Material:
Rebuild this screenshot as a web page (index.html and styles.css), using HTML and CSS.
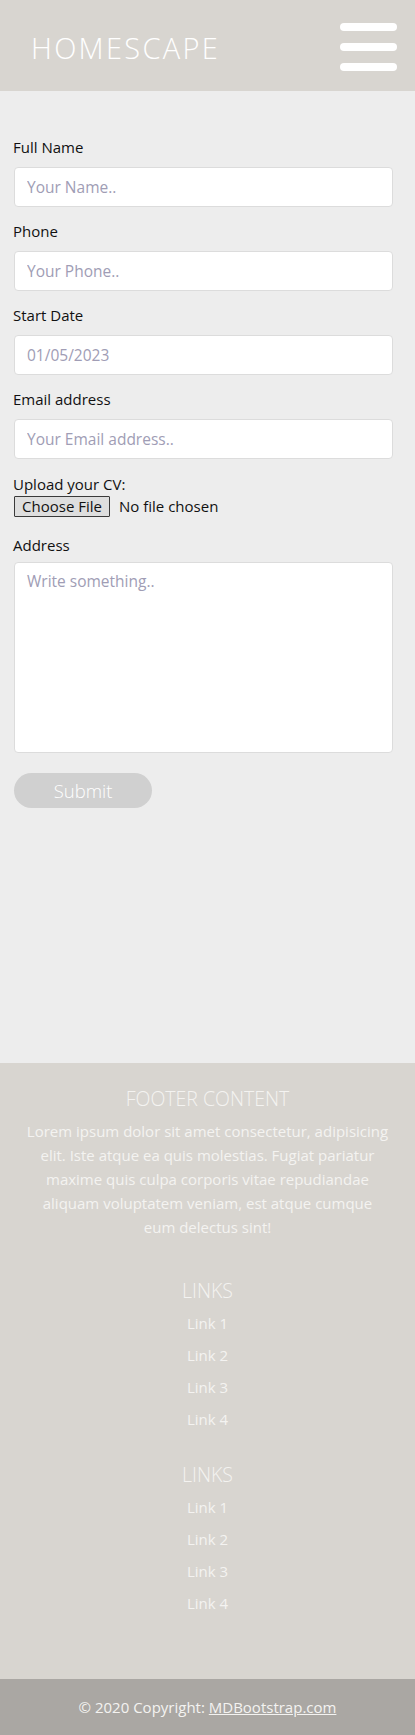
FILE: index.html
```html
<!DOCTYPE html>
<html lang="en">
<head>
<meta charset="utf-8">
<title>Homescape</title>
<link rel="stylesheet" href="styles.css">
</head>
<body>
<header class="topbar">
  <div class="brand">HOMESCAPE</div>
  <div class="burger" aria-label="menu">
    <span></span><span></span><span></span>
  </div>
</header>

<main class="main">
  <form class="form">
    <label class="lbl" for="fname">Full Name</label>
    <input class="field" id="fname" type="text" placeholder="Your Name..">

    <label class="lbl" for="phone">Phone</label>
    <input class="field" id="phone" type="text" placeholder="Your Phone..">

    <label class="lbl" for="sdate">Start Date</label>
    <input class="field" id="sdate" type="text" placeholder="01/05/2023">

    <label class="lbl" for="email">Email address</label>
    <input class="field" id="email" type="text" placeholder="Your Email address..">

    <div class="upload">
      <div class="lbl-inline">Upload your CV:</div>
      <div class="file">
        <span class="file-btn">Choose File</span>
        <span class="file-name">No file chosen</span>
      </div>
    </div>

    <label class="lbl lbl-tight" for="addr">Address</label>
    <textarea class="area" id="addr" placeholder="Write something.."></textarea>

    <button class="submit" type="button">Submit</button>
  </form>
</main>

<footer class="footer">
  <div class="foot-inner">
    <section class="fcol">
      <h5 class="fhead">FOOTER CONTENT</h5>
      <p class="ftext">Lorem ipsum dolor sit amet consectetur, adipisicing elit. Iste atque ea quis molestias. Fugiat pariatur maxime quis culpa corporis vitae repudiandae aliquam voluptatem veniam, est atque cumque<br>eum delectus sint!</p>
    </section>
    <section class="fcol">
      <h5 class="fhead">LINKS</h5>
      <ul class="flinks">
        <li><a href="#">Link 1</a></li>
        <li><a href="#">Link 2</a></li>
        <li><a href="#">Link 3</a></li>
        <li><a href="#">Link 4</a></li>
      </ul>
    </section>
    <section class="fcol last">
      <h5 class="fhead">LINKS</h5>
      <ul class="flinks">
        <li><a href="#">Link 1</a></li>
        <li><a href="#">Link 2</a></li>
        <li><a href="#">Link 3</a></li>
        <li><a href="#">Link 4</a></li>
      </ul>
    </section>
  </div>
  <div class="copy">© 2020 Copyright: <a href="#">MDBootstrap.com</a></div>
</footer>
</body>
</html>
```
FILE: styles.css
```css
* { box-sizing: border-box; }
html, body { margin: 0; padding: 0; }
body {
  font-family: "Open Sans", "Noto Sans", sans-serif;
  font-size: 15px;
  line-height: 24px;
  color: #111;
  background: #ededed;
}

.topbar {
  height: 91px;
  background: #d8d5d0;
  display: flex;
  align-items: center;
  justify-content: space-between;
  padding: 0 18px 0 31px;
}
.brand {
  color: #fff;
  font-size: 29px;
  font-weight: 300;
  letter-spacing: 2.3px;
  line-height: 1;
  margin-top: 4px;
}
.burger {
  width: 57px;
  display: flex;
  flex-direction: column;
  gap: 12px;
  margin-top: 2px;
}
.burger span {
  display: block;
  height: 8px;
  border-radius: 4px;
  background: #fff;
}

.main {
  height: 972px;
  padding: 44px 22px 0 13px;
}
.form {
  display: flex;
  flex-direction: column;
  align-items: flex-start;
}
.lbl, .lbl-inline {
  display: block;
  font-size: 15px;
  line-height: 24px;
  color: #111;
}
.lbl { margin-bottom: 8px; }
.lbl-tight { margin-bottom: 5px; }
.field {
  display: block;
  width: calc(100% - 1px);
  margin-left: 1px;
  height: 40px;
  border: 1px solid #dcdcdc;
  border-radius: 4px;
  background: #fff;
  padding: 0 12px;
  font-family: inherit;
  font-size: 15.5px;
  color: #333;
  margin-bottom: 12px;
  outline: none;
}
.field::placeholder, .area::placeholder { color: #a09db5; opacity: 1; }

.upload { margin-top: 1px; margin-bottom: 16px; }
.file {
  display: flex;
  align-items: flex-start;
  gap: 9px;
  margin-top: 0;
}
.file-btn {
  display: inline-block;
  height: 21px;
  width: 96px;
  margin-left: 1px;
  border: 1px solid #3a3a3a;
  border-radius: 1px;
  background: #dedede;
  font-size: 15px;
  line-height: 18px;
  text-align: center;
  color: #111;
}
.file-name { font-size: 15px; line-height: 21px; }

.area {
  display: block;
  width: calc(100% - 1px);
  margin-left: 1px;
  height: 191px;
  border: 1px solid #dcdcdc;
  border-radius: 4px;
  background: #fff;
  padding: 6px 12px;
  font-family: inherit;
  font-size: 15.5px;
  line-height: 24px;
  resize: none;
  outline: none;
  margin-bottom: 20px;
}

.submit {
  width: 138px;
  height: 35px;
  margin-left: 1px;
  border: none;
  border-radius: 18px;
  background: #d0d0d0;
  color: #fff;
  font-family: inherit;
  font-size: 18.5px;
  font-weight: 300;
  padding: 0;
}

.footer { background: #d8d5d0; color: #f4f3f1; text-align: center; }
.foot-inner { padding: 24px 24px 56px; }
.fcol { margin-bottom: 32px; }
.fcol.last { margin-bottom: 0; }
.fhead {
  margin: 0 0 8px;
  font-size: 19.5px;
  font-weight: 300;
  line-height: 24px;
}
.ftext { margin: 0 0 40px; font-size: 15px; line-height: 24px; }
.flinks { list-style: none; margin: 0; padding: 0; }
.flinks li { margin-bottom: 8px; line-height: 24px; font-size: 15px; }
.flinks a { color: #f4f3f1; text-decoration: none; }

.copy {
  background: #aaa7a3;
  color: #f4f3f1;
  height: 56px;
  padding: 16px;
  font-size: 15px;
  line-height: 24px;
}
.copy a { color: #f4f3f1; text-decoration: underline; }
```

Given request:
Give back the whole listing as it stands, minus its pictures.

Response to this exercise:
Rebuild this screenshot as a web page (index.html and styles.css), using HTML and CSS.
FILE: index.html
```html
<!DOCTYPE html>
<html lang="en">
<head>
<meta charset="utf-8">
<title>Homescape</title>
<link rel="stylesheet" href="styles.css">
</head>
<body>
<header class="topbar">
  <div class="brand">HOMESCAPE</div>
  <div class="burger" aria-label="menu">
    <span></span><span></span><span></span>
  </div>
</header>

<main class="main">
  <form class="form">
    <label class="lbl" for="fname">Full Name</label>
    <input class="field" id="fname" type="text" placeholder="Your Name..">

    <label class="lbl" for="phone">Phone</label>
    <input class="field" id="phone" type="text" placeholder="Your Phone..">

    <label class="lbl" for="sdate">Start Date</label>
    <input class="field" id="sdate" type="text" placeholder="01/05/2023">

    <label class="lbl" for="email">Email address</label>
    <input class="field" id="email" type="text" placeholder="Your Email address..">

    <div class="upload">
      <div class="lbl-inline">Upload your CV:</div>
      <div class="file">
        <span class="file-btn">Choose File</span>
        <span class="file-name">No file chosen</span>
      </div>
    </div>

    <label class="lbl lbl-tight" for="addr">Address</label>
    <textarea class="area" id="addr" placeholder="Write something.."></textarea>

    <button class="submit" type="button">Submit</button>
  </form>
</main>

<footer class="footer">
  <div class="foot-inner">
    <section class="fcol">
      <h5 class="fhead">FOOTER CONTENT</h5>
      <p class="ftext">Lorem ipsum dolor sit amet consectetur, adipisicing elit. Iste atque ea quis molestias. Fugiat pariatur maxime quis culpa corporis vitae repudiandae aliquam voluptatem veniam, est atque cumque<br>eum delectus sint!</p>
    </section>
    <section class="fcol">
      <h5 class="fhead">LINKS</h5>
      <ul class="flinks">
        <li><a href="#">Link 1</a></li>
        <li><a href="#">Link 2</a></li>
        <li><a href="#">Link 3</a></li>
        <li><a href="#">Link 4</a></li>
      </ul>
    </section>
    <section class="fcol last">
      <h5 class="fhead">LINKS</h5>
      <ul class="flinks">
        <li><a href="#">Link 1</a></li>
        <li><a href="#">Link 2</a></li>
        <li><a href="#">Link 3</a></li>
        <li><a href="#">Link 4</a></li>
      </ul>
    </section>
  </div>
  <div class="copy">© 2020 Copyright: <a href="#">MDBootstrap.com</a></div>
</footer>
</body>
</html>
```
FILE: styles.css
```css
* { box-sizing: border-box; }
html, body { margin: 0; padding: 0; }
body {
  font-family: "Open Sans", "Noto Sans", sans-serif;
  font-size: 15px;
  line-height: 24px;
  color: #111;
  background: #ededed;
}

.topbar {
  height: 91px;
  background: #d8d5d0;
  display: flex;
  align-items: center;
  justify-content: space-between;
  padding: 0 18px 0 31px;
}
.brand {
  color: #fff;
  font-size: 29px;
  font-weight: 300;
  letter-spacing: 2.3px;
  line-height: 1;
  margin-top: 4px;
}
.burger {
  width: 57px;
  display: flex;
  flex-direction: column;
  gap: 12px;
  margin-top: 2px;
}
.burger span {
  display: block;
  height: 8px;
  border-radius: 4px;
  background: #fff;
}

.main {
  height: 972px;
  padding: 44px 22px 0 13px;
}
.form {
  display: flex;
  flex-direction: column;
  align-items: flex-start;
}
.lbl, .lbl-inline {
  display: block;
  font-size: 15px;
  line-height: 24px;
  color: #111;
}
.lbl { margin-bottom: 8px; }
.lbl-tight { margin-bottom: 5px; }
.field {
  display: block;
  width: calc(100% - 1px);
  margin-left: 1px;
  height: 40px;
  border: 1px solid #dcdcdc;
  border-radius: 4px;
  background: #fff;
  padding: 0 12px;
  font-family: inherit;
  font-size: 15.5px;
  color: #333;
  margin-bottom: 12px;
  outline: none;
}
.field::placeholder, .area::placeholder { color: #a09db5; opacity: 1; }

.upload { margin-top: 1px; margin-bottom: 16px; }
.file {
  display: flex;
  align-items: flex-start;
  gap: 9px;
  margin-top: 0;
}
.file-btn {
  display: inline-block;
  height: 21px;
  width: 96px;
  margin-left: 1px;
  border: 1px solid #3a3a3a;
  border-radius: 1px;
  background: #dedede;
  font-size: 15px;
  line-height: 18px;
  text-align: center;
  color: #111;
}
.file-name { font-size: 15px; line-height: 21px; }

.area {
  display: block;
  width: calc(100% - 1px);
  margin-left: 1px;
  height: 191px;
  border: 1px solid #dcdcdc;
  border-radius: 4px;
  background: #fff;
  padding: 6px 12px;
  font-family: inherit;
  font-size: 15.5px;
  line-height: 24px;
  resize: none;
  outline: none;
  margin-bottom: 20px;
}

.submit {
  width: 138px;
  height: 35px;
  margin-left: 1px;
  border: none;
  border-radius: 18px;
  background: #d0d0d0;
  color: #fff;
  font-family: inherit;
  font-size: 18.5px;
  font-weight: 300;
  padding: 0;
}

.footer { background: #d8d5d0; color: #f4f3f1; text-align: center; }
.foot-inner { padding: 24px 24px 56px; }
.fcol { margin-bottom: 32px; }
.fcol.last { margin-bottom: 0; }
.fhead {
  margin: 0 0 8px;
  font-size: 19.5px;
  font-weight: 300;
  line-height: 24px;
}
.ftext { margin: 0 0 40px; font-size: 15px; line-height: 24px; }
.flinks { list-style: none; margin: 0; padding: 0; }
.flinks li { margin-bottom: 8px; line-height: 24px; font-size: 15px; }
.flinks a { color: #f4f3f1; text-decoration: none; }

.copy {
  background: #aaa7a3;
  color: #f4f3f1;
  height: 56px;
  padding: 16px;
  font-size: 15px;
  line-height: 24px;
}
.copy a { color: #f4f3f1; text-decoration: underline; }
```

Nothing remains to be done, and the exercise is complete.